Retype all the entries word for word, but omit the pictures.

» Pages as source code
============

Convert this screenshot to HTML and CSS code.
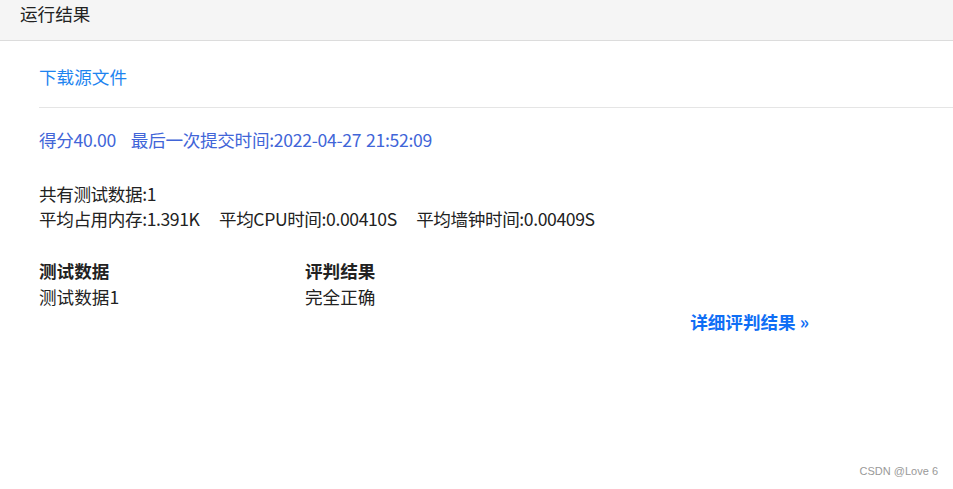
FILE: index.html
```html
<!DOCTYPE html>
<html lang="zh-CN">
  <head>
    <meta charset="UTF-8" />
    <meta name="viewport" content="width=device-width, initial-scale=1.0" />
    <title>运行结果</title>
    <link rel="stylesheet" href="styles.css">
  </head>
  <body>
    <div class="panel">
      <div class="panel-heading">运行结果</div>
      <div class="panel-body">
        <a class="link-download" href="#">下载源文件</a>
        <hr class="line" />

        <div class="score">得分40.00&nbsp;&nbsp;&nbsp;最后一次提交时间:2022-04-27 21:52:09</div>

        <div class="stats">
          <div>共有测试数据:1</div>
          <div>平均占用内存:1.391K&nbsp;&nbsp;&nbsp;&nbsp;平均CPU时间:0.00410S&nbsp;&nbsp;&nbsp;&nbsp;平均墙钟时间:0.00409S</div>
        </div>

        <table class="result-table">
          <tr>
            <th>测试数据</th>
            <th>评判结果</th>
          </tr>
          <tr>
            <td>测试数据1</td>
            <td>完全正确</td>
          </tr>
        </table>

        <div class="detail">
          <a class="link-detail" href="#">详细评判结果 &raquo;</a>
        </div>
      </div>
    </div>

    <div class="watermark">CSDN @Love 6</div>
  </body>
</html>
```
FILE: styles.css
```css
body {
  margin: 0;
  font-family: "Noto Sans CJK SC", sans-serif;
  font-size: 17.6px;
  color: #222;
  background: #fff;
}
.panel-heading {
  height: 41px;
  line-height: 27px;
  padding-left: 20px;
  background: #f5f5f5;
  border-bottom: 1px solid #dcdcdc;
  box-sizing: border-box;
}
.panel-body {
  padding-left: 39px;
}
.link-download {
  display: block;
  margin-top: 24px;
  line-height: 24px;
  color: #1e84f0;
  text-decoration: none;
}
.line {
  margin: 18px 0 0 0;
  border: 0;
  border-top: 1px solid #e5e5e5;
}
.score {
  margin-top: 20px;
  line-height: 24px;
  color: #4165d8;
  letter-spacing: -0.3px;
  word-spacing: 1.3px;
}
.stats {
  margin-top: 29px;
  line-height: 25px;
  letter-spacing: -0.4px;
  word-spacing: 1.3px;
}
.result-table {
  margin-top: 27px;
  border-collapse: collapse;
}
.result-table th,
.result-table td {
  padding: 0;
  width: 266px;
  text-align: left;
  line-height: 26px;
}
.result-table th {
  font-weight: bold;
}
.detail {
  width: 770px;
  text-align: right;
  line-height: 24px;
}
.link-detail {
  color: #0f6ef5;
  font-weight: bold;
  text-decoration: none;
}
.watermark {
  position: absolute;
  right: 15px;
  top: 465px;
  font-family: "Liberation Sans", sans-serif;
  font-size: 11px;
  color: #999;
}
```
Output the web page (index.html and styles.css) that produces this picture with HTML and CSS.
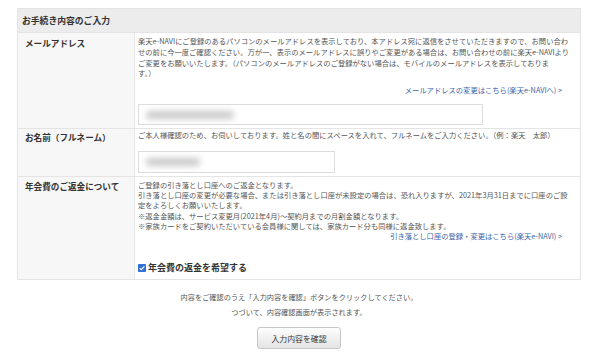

============

» Output
Convert this screenshot to HTML and CSS code.
FILE: index.html
```html
<!DOCTYPE html>
<html lang="zh-CN">
  <head>
    <meta charset="UTF-8" />
    <meta name="viewport" content="width=device-width, initial-scale=1.0" />
    <title>运行结果</title>
    <link rel="stylesheet" href="styles.css">
  </head>
  <body>
    <div class="panel">
      <div class="panel-heading">运行结果</div>
      <div class="panel-body">
        <a class="link-download" href="#">下载源文件</a>
        <hr class="line" />

        <div class="score">得分40.00&nbsp;&nbsp;&nbsp;最后一次提交时间:2022-04-27 21:52:09</div>

        <div class="stats">
          <div>共有测试数据:1</div>
          <div>平均占用内存:1.391K&nbsp;&nbsp;&nbsp;&nbsp;平均CPU时间:0.00410S&nbsp;&nbsp;&nbsp;&nbsp;平均墙钟时间:0.00409S</div>
        </div>

        <table class="result-table">
          <tr>
            <th>测试数据</th>
            <th>评判结果</th>
          </tr>
          <tr>
            <td>测试数据1</td>
            <td>完全正确</td>
          </tr>
        </table>

        <div class="detail">
          <a class="link-detail" href="#">详细评判结果 &raquo;</a>
        </div>
      </div>
    </div>

    <div class="watermark">CSDN @Love 6</div>
  </body>
</html>
```
FILE: styles.css
```css
body {
  margin: 0;
  font-family: "Noto Sans CJK SC", sans-serif;
  font-size: 17.6px;
  color: #222;
  background: #fff;
}
.panel-heading {
  height: 41px;
  line-height: 27px;
  padding-left: 20px;
  background: #f5f5f5;
  border-bottom: 1px solid #dcdcdc;
  box-sizing: border-box;
}
.panel-body {
  padding-left: 39px;
}
.link-download {
  display: block;
  margin-top: 24px;
  line-height: 24px;
  color: #1e84f0;
  text-decoration: none;
}
.line {
  margin: 18px 0 0 0;
  border: 0;
  border-top: 1px solid #e5e5e5;
}
.score {
  margin-top: 20px;
  line-height: 24px;
  color: #4165d8;
  letter-spacing: -0.3px;
  word-spacing: 1.3px;
}
.stats {
  margin-top: 29px;
  line-height: 25px;
  letter-spacing: -0.4px;
  word-spacing: 1.3px;
}
.result-table {
  margin-top: 27px;
  border-collapse: collapse;
}
.result-table th,
.result-table td {
  padding: 0;
  width: 266px;
  text-align: left;
  line-height: 26px;
}
.result-table th {
  font-weight: bold;
}
.detail {
  width: 770px;
  text-align: right;
  line-height: 24px;
}
.link-detail {
  color: #0f6ef5;
  font-weight: bold;
  text-decoration: none;
}
.watermark {
  position: absolute;
  right: 15px;
  top: 465px;
  font-family: "Liberation Sans", sans-serif;
  font-size: 11px;
  color: #999;
}
```
Output the web page (index.html and styles.css) that produces this picture with HTML and CSS.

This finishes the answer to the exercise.